Peters: First of all, we always ask what the end user of the car is expecting. The traditional human machine interface (HMI) elements like graphics or maps are now enhanced with artificial intelligence (AI), which really gives the car interface a more human touch. Graphics, audio, lighting, AI and cloud services are providing a 360˚ experience that we’ve never had before. HARMAN has the expertise in how to integrate these features. Some of the technologies are ours, and we work with strategic partners for others.
Our OEM partners deliver the displays, graphic, tactile and voice HMI, which is enhanced with “always-on” telematics and cloud services. These enhance the experience of driving in a car – or in the future of being driven by an autonomous vehicle. While we partner very broadly and widely, at the end of the day someone has to have the overall vision of how all of these things will come together.
AI: What are the main factors for a unique, smart, easy and richer user experience?
Peters: Everything needs to be integrated – there must be a single modality experience. That’s what we are looking for, to get a richer and more intuitive and more intelligent experience. Using the increasing amount of information available about a consumer we are able to deliver an even more personalized experience. You would like to be greeted when you step in the car. This is possible only because of the technology supporting the feature – the full integration of “always-on” telematics and connectivity, our cloud servers, and our traditional interface solution. We’ve made a lot of progress in providing a much more natural interface. This is the whole concept. This is accelerating really rapidly with the new HMI systems. You can give commands the way you think them, not in a structured manner because the technology requires you to do this. I believe the key is to have more intuitive and intelligent interfaces.
AI: What defines the movement from infotainment to the enhanced digital cockpit?
Peters: The new Digital Cockpit platform can seamlessly integrate the instrument cluster with center console via voice, haptic feedback, physical knobs and steering wheel controls in a single center screen for all vital vehicle information and features. This is achieved through integration. Infotainment in the traditional way was just media and navigation, and it was usually a silver box and a display. Now with our Digital Cockpit platform introduced at CES 2018 in Las Vegas, we are able to feed information into multiple displays in the car. The graphic and computing power are powerful enough to integrate those functionalities, together with the central display cluster itself. And, if you have a head-up display, we can also integrate this, as well as front and passenger rear seat displays. In our premium solution demo car, a single box is driving up to seven displays. The development of computing and graphic power also enables us to have multiple domains working on one platform, so you can swipe information from cluster back to the central display or to the passenger display. This is more than traditional infotainment. Therefore, we need a good software framework. We have a separate operating system with hypervisor technology that provides both safety and functionality. You can have separate applications running and if you don’t need an application or the application has crashed, it is completely separate and you still have the cluster or telematics functionality available. From a consumer perspective, you have new features because you have everything intercommunicating. By introducing cloud functionality, you can leverage all the data from the cloud to connect your car, office, home and lifestyle together. This is what the consumer expects, and this is what we call the Digital Cockpit experience – which goes well beyond the traditional infotainment.

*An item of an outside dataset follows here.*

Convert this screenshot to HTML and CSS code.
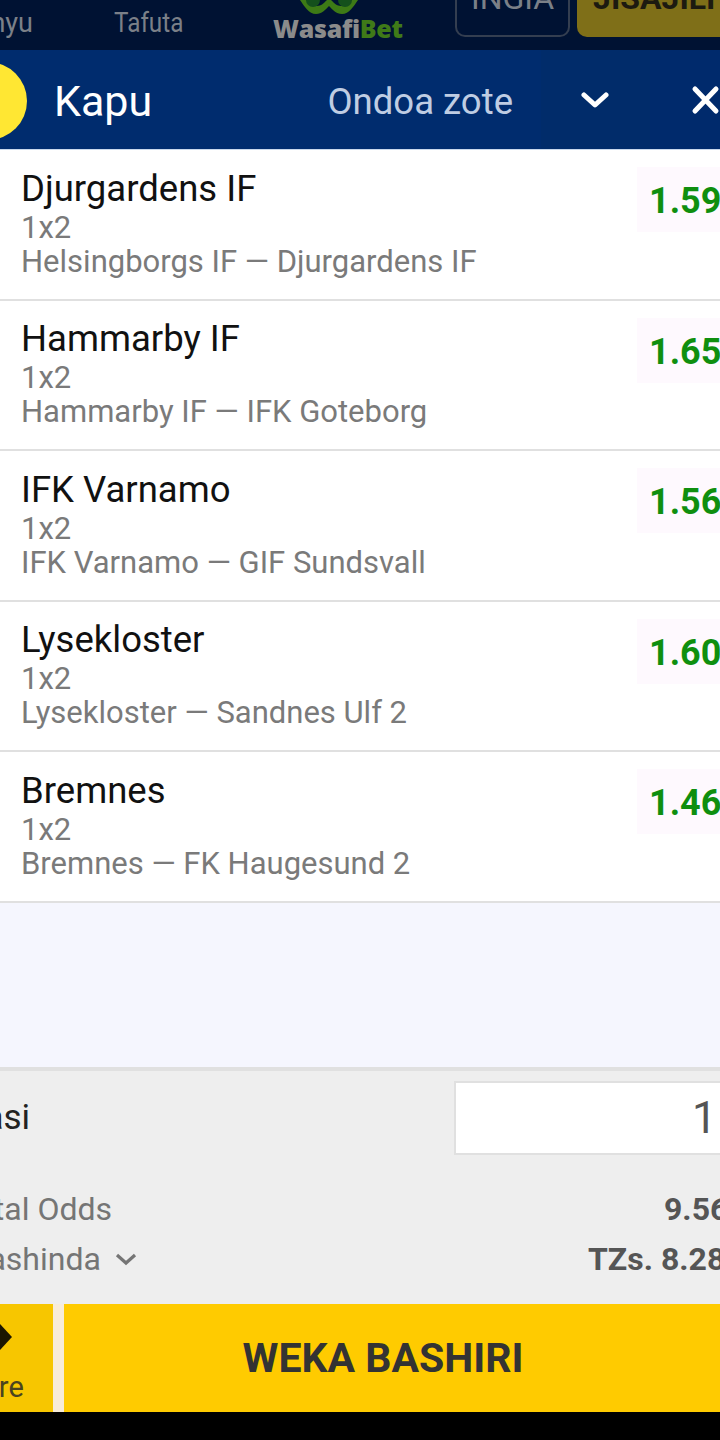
FILE: index.html

```html
<!DOCTYPE html>
<html>
<head>
    <title>Kapu</title>
    <link rel="stylesheet" href="styles.css">
</head>
<body>
    <div class="topbar">
        <span class="nav-link nav-first">Menyu</span>
        <span class="nav-link nav-search">Tafuta</span>
        <div class="logo">
            <svg class="logo-mark" width="60" height="15" viewBox="0 0 60 15">
                <path d="M1 0 C5 6 10 14 17 14 C23 14 26 10 30 6 C34 10 37 14 43 14 C50 14 55 6 59 0 L53 0 C50 3 46 6 42 6 C38 6 35 3 32 0 L28 0 C25 3 22 6 18 6 C14 6 10 3 7 0 Z" fill="#3d7a16"/>
                <circle cx="14" cy="0" r="7" fill="#14501c"/>
                <circle cx="46" cy="0" r="7" fill="#14501c"/>
            </svg>
            <div class="logo-text">Wasafi<span class="logo-green">Bet</span></div>
        </div>
        <div class="btn-login"><span>INGIA</span></div>
        <div class="btn-join"><span>JISAJILI</span></div>
    </div>

    <div class="cart-head">
        <div class="cart-dot"></div>
        <div class="cart-title">Kapu</div>
        <div class="cart-clear">Ondoa zote</div>
        <svg class="icon-down" width="28" height="20" viewBox="0 0 28 20">
            <path d="M3 5 L14 15 L25 5" fill="none" stroke="#fff" stroke-width="5" stroke-linecap="round" stroke-linejoin="round"/>
        </svg>
        <svg class="icon-close" width="30" height="30" viewBox="0 0 30 30">
            <path d="M5 4 L26 26 M26 4 L5 26" fill="none" stroke="#fff" stroke-width="5" stroke-linecap="round"/>
        </svg>
    </div>

    <div class="bets">
        <div class="bet">
            <div class="bet-info">
                <div class="bet-pick">Djurgardens IF</div>
                <div class="bet-market">1x2</div>
                <div class="bet-sub">Helsingborgs IF — Djurgardens IF</div>
            </div>
            <div class="bet-odd">1.59</div>
        </div>
        <div class="bet">
            <div class="bet-info">
                <div class="bet-pick">Hammarby IF</div>
                <div class="bet-market">1x2</div>
                <div class="bet-sub">Hammarby IF — IFK Goteborg</div>
            </div>
            <div class="bet-odd">1.65</div>
        </div>
        <div class="bet">
            <div class="bet-info">
                <div class="bet-pick">IFK Varnamo</div>
                <div class="bet-market">1x2</div>
                <div class="bet-sub">IFK Varnamo — GIF Sundsvall</div>
            </div>
            <div class="bet-odd">1.56</div>
        </div>
        <div class="bet">
            <div class="bet-info">
                <div class="bet-pick">Lysekloster</div>
                <div class="bet-market">1x2</div>
                <div class="bet-sub">Lysekloster — Sandnes Ulf 2</div>
            </div>
            <div class="bet-odd">1.60</div>
        </div>
        <div class="bet">
            <div class="bet-info">
                <div class="bet-pick">Bremnes</div>
                <div class="bet-market">1x2</div>
                <div class="bet-sub">Bremnes — FK Haugesund 2</div>
            </div>
            <div class="bet-odd">1.46</div>
        </div>
    </div>

    <div class="summary">
        <div class="stake-row">
            <div class="stake-label">Kiasi</div>
            <div class="stake-input">1</div>
        </div>
        <div class="total-row">
            <div class="total-label label-odds">Total Odds</div>
            <div class="total-value value-odds">9.5678</div>
        </div>
        <div class="total-row">
            <div class="total-label label-win">
                <span class="win-text">Unashinda</span>
                <svg class="icon-small" width="22" height="14" viewBox="0 0 22 14">
                    <path d="M2 3 L11 11 L20 3" fill="none" stroke="#757575" stroke-width="3.2"/>
                </svg>
            </div>
            <div class="total-value value-win">TZs. 8.2800</div>
        </div>
    </div>

    <div class="actions">
        <div class="btn-more">
            <svg class="icon-more" width="14" height="30" viewBox="0 0 14 30">
                <path d="M0 2 L12 15 L0 28 Z" fill="#1c1600"/>
            </svg>
            <div class="more-text">More</div>
        </div>
        <div class="btn-place">WEKA BASHIRI</div>
    </div>

    <div class="navbar"></div>
</body>
</html>
```

FILE: styles.css

```css
html, body {
    margin: 0;
    padding: 0;
}

body {
    width: 720px;
    height: 1440px;
    overflow: hidden;
    display: flex;
    flex-direction: column;
    font-family: Roboto, "Liberation Sans", sans-serif;
    background-color: #000;
}

/* dimmed site header behind the cart */
.topbar {
    height: 50px;
    flex: none;
    display: flex;
    background-color: #001233;
    overflow: hidden;
}

.nav-link {
    flex: none;
    color: #7b8088;
    font-size: 27px;
    line-height: 46px;
}

.nav-first {
    width: 33px;
    text-align: right;
    direction: rtl;
    overflow: hidden;
}

.nav-search {
    margin-left: 81px;
    transform: scaleX(0.9);
    transform-origin: left;
}

.logo {
    flex: none;
    width: 132px;
    margin-left: 82px;
}

.logo-mark {
    display: block;
    margin: 0 0 0 26px;
}

.logo-text {
    font-family: "Open Sans", sans-serif;
    font-weight: 800;
    font-size: 25px;
    line-height: 26px;
    letter-spacing: -0.3px;
    color: #8b8b8b;
}

.logo-green {
    color: #3f7a18;
}

.btn-login {
    flex: none;
    box-sizing: border-box;
    width: 115px;
    height: 37px;
    margin-left: 50px;
    border: 2px solid #343e50;
    border-top: none;
    border-radius: 0 0 10px 10px;
    color: #7b8088;
    font-size: 32px;
    line-height: 22px;
    text-align: center;
    overflow: hidden;
}

.btn-login span,
.btn-join span {
    display: block;
    margin-top: -13px;
}

.btn-join {
    flex: none;
    width: 160px;
    height: 37px;
    margin-left: 7px;
    border-radius: 0 0 0 10px;
    background-color: #7f6f18;
    color: #1c1a10;
    font-size: 32px;
    font-weight: 700;
    line-height: 22px;
    padding-left: 16px;
    overflow: hidden;
    white-space: nowrap;
}

/* cart header */
.cart-head {
    height: 99px;
    flex: none;
    display: flex;
    align-items: center;
    background: linear-gradient(to right, #002c6e 541px, #012c6a 541px, #012c6a 650px, #002a6c 650px);
    position: relative;
}

.cart-dot {
    position: absolute;
    left: -51px;
    top: 12px;
    width: 78px;
    height: 78px;
    border-radius: 50%;
    background-color: #ffe733;
}

.cart-title {
    margin-left: 54px;
    width: 274px;
    padding-top: 3px;
    color: #fff;
    font-size: 43px;
}

.cart-clear {
    width: 245px;
    padding-top: 3px;
    color: #bfcde3;
    font-size: 36.5px;
}

.icon-down {
    flex: none;
    margin-left: 9px;
}

.icon-close {
    flex: none;
    margin-left: 81px;
}

/* bet list */
.bets {
    height: 918px;
    flex: none;
    box-sizing: border-box;
    border-top: 1px solid #c9d8ec;
    background-color: #f5f6fe;
}

.bet {
    height: 150.5px;
    box-sizing: border-box;
    display: flex;
    justify-content: space-between;
    align-items: flex-start;
    padding-left: 21px;
    background-color: #fff;
    border-bottom: 2px solid #e0e0e0;
}

.bet-info {
    padding-top: 18.5px;
}

.bet-pick {
    color: #111;
    font-size: 36.5px;
    line-height: 40px;
}

.bet-market,
.bet-sub {
    color: #7a7a7a;
    font-size: 31px;
    line-height: 34px;
}

.bet-market {
    margin-top: 2px;
}

.bet-odd {
    flex: none;
    width: 83px;
    height: 65px;
    margin-top: 17px;
    box-sizing: border-box;
    padding-left: 12px;
    background-color: #fef9fe;
    color: #0f8f0f;
    font-size: 36px;
    font-weight: 700;
    line-height: 68px;
    white-space: nowrap;
    overflow: hidden;
}

/* stake and totals */
.summary {
    height: 237px;
    flex: none;
    box-sizing: border-box;
    border-top: 4px solid #e0e0e0;
    background-color: #eee;
    overflow: hidden;
}

.stake-row {
    display: flex;
    justify-content: space-between;
    height: 113px;
    padding-top: 10px;
    box-sizing: border-box;
}

.stake-label {
    width: 30px;
    direction: rtl;
    overflow: hidden;
    white-space: nowrap;
    color: #222;
    font-size: 35px;
    line-height: 74px;
}

.stake-input {
    flex: none;
    width: 266px;
    height: 74px;
    box-sizing: border-box;
    border: 2px solid #e0e0e0;
    border-right: none;
    background-color: #fff;
    color: #555;
    font-size: 44px;
    line-height: 70px;
    padding-left: 236px;
    overflow: hidden;
}

.total-row {
    display: flex;
    justify-content: space-between;
    height: 50px;
    line-height: 50px;
    white-space: nowrap;
}

.total-label {
    color: #757575;
    font-size: 32px;
    display: flex;
    align-items: center;
}

.label-odds {
    margin-left: -42px;
}

.label-win {
    margin-left: -50px;
}

.icon-small {
    margin-left: 14px;
}

.total-value {
    flex: none;
    overflow: hidden;
    color: #555;
    font-size: 32px;
    font-weight: 700;
}

.value-odds {
    width: 56px;
}

.value-win {
    width: 132px;
}

/* bottom buttons */
.actions {
    height: 108px;
    flex: none;
    display: flex;
    background-color: #f8ecd9;
}

.btn-more {
    width: 53px;
    flex: none;
    background-color: #f7c600;
    overflow: hidden;
}

.icon-more {
    display: block;
    margin: 18px 0 0 0;
}

.more-text {
    margin-left: -43px;
    margin-top: 20px;
    color: #4a4320;
    font-size: 29px;
    line-height: 30px;
}

.btn-place {
    flex: none;
    width: 656px;
    box-sizing: border-box;
    margin-left: 11px;
    padding-right: 18px;
    background-color: #ffcb00;
    color: #333;
    font-size: 41px;
    font-weight: 700;
    line-height: 108px;
    text-align: center;
}

.navbar {
    flex: 1;
    background-color: #000;
}
```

AI: What opportunities does the next generation HARMAN Ignite platform offer OEMs?
Peters: Even before the Samsung takeover, we started working on configurable cloud services for automotive. HARMAN Ignite is actually an integration platform of multiple domains and functionalities including OTA updates and cyber security-related topics. With HARMAN’s Ignite automotive cloud platform, the in-car user experience can be personalized for the driver and passenger via services such as virtual personal assistants, portable profiles, and augmented reality. This also allows for the Android OS to be integrated on four displays – a first for the industry. Added to this, Samsung cloud is one the biggest IoT clouds. Through this, Ignite, which is an automotive-centric cloud service, can connect with the much broader IoT cloud. The car is becoming an IoT device. OEMs are starting to see the power of combining Ignite with the Samsung IoT cloud.
AI: What are the benefits and challenges with 5G telematics?
Peters: 5G Telematics is a necessity. It is a crucial precondition for autonomous driving. Think about V2X applications, or crash mitigation systems. We definitely need a network with high bandwidth and low latency capabilities and 5G is exactly that. It is coming along fairly quickly too because HARMAN is involved in 5G AA (Automotive Alliance Group) and both Samsung and HARMAN are very active in eight different working groups looking at all of the areas on interoperability, standards etc. It is unique for the industry because you have automakers, telecoms companies and equipment manufacturers all participating. That’s never really been done before. The technical and commercial benefits and challenges of 5G are still being defined. The OEMs want 5G functionality in 2020 in their cars completely validated and completely integrated, but if you are lucky at the end of this year the final specifications will be confirmed. The challenge for us is that we need to develop with that kind of uncertainty of what will happen in the next few months.
AI: What’s next for HARMAN?
Peters: Our strategy from business perspective is to triple our business in the next six years. We will definitely extend our portfolio from infotainment and telematics to ADAS, to digital cockpit, to 5G telematics and more. I am talking about organics and inorganics. Just watch this space.
The HARMAN-Ignite wheel of functionality.
Consumer and automotive electronics meet in a new HARMAN dashboard.